I've previously used Delta(minimizes "interesting" files, based on test for interestingness) to reduce a ~1000 line file to around 10 lines, for a bug report.
The most obvious thing that comes to mind is a binary search-inspired recursive division into halves, where you alternately leave out each half. If leaving out a half at any stage of the recursion still reproduces the end state, then leave it out; otherwise, put it back in and recurse on both halves of that half, etc.
Recursing on both halves means that it tries to eliminate large chunks before giving up and trying smaller chunks of those chunks. The running time will be O(n log(n)) in the worst case, but if you have a large n with a high likelihood of many irrelevant steps, it ought to win ahead of the O(n) approach of trying leaving out each step one at a time (but not restarting).

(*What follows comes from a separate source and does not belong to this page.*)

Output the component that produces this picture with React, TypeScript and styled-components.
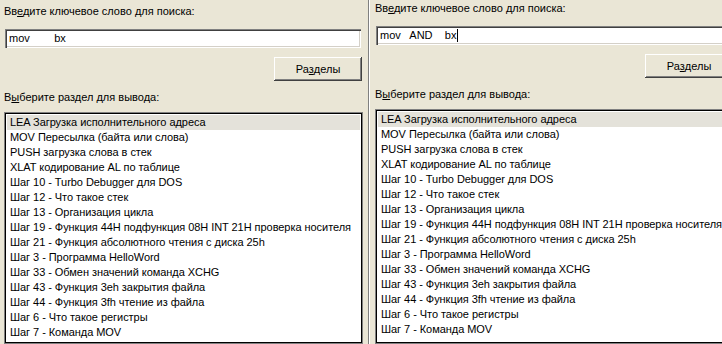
import React from "react";
import styled, { createGlobalStyle } from "styled-components";

const GlobalStyle = createGlobalStyle`
  html, body {
    margin: 0;
    padding: 0;
    background: #eae6d6;
    overflow: hidden;
  }
  body {
    font-family: "Liberation Sans", Arial, sans-serif;
    font-size: 11px;
    color: #000;
  }
`;

const Page = styled.div`
  display: flex;
  width: 722px;
  height: 344px;
  overflow: hidden;
  background: #eae6d6;
`;

const Panel = styled.div<{ $shift: number }>`
  flex: 0 0 368px;
  width: 368px;
  box-sizing: border-box;
  padding: ${(p) => 5 + p.$shift}px 6px 0 4px;
  display: flex;
  flex-direction: column;
`;

const Divider = styled.div`
  flex: 0 0 1px;
  background: #808080;
  border-right: 1px solid #ffffff;
  margin-right: 1px;
`;

const Label = styled.div<{ $gap?: number }>`
  height: 13px;
  line-height: 13px;
  white-space: nowrap;
  margin-top: ${(p) => p.$gap ?? 0}px;
`;

const Mnemonic = styled.span`
  text-decoration: underline;
`;

const Field = styled.div`
  margin: 11px 1px 0 1px;
  height: 19px;
  box-sizing: border-box;
  background: #fff;
  box-shadow: inset 1px 1px 0 #808080, inset 2px 2px 0 #404040,
    inset -1px -1px 0 #ffffff, inset -2px -2px 0 #d4d0c8;
  padding: 0 0 0 4px;
  line-height: 19px;
  white-space: pre;
  display: flex;
  align-items: center;
`;

const Caret = styled.span`
  display: inline-block;
  width: 1px;
  height: 13px;
  background: #000;
  margin-left: 1px;
`;

const ButtonRow = styled.div`
  display: flex;
  justify-content: flex-end;
  margin-top: 9px;
`;

const Button = styled.div`
  width: 88px;
  height: 24px;
  box-sizing: border-box;
  display: flex;
  align-items: center;
  justify-content: center;
  background: #eae6d6;
  box-shadow: inset -1px -1px 0 #404040, inset 1px 1px 0 #ffffff,
    inset -2px -2px 0 #808080;
  padding-bottom: 1px;
`;

const ListBox = styled.div`
  margin-top: 8px;
  margin-right: -1px;
  height: 250px;
  box-sizing: border-box;
  border: 1px solid #808080;
  box-shadow: inset 0 0 0 1px #000;
  background: #fff;
  padding: 2px 2px 0 2px;
  overflow: hidden;
`;

const Row = styled.div<{ $selected?: boolean }>`
  height: 15px;
  line-height: 15px;
  padding-left: 3px;
  white-space: nowrap;
  letter-spacing: -0.05px;
  background: ${(p) => (p.$selected ? "#e4e2da" : "transparent")};
`;

const items = [
  "LEA Загрузка исполнительного адреса",
  "MOV Пересылка (байта или слова)",
  "PUSH загрузка слова в стек",
  "XLAT кодирование AL по таблице",
  "Шаг 10 - Turbo Debugger для DOS",
  "Шаг 12 - Что такое стек",
  "Шаг 13 - Организация цикла",
  "Шаг 19 - Функция 44H подфункция 08H INT 21H проверка носителя",
  "Шаг 21 - Функция абсолютного чтения с диска 25h",
  "Шаг 3 - Программа HelloWord",
  "Шаг 33 - Обмен значений команда XCHG",
  "Шаг 43 - Функция 3eh закрытия файла",
  "Шаг 44 - Функция 3fh чтение из файла",
  "Шаг 6 - Что такое регистры",
  "Шаг 7 - Команда MOV",
];

function SearchPanel({
  query,
  shift,
  caret,
}: {
  query: string;
  shift: number;
  caret?: boolean;
}) {
  return (
    <Panel $shift={shift}>
      <Label>
        Вв<Mnemonic>е</Mnemonic>дите ключевое слово для поиска:
      </Label>
      <Field>
        {query}
        {caret && <Caret />}
      </Field>
      <ButtonRow>
        <Button>
          Ра<Mnemonic>з</Mnemonic>делы
        </Button>
      </ButtonRow>
      <Label $gap={10}>
        В<Mnemonic>ы</Mnemonic>берите раздел для вывода:
      </Label>
      <ListBox>
        {items.map((t, i) => (
          <Row key={i} $selected={i === 0}>
            {t}
          </Row>
        ))}
      </ListBox>
    </Panel>
  );
}

export default function App() {
  return (
    <>
      <GlobalStyle />
      <Page>
        <SearchPanel query={"mov        bx"} shift={0} />
        <Divider />
        <SearchPanel query={"mov   AND    bx"} shift={-3} caret />
      </Page>
    </>
  );
}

This algorithm will only find some minimal paths, though, it can't find smaller paths that may exist due to combinatorial inter-step effects (if the steps are indeed of that nature). Finding all of those will result in combinatorial explosion, though, unless you have more information about the steps with which to reason (such as dependencies).
You problem domain can be mapped to directional graph where you have states as nodes and steps as links , you want to find the shortest path in a graph , to do this a number of well known algorithms exists for example Dijkstra's or A*
Updated:
Let's think about simple case you have one step what leads from state A to state B this can be drawn as 2 nodes conected by a link. Now you have another step what leads from A to C and from C you havel step what leads to B. With this you have graph with 3 nodes and 3 links, a cost of reaching B from A it eather 2 (A-C-B) or 1 (A-B).
So you can see that cost function is actualy very simple you add 1 for every step you take to reach the goal.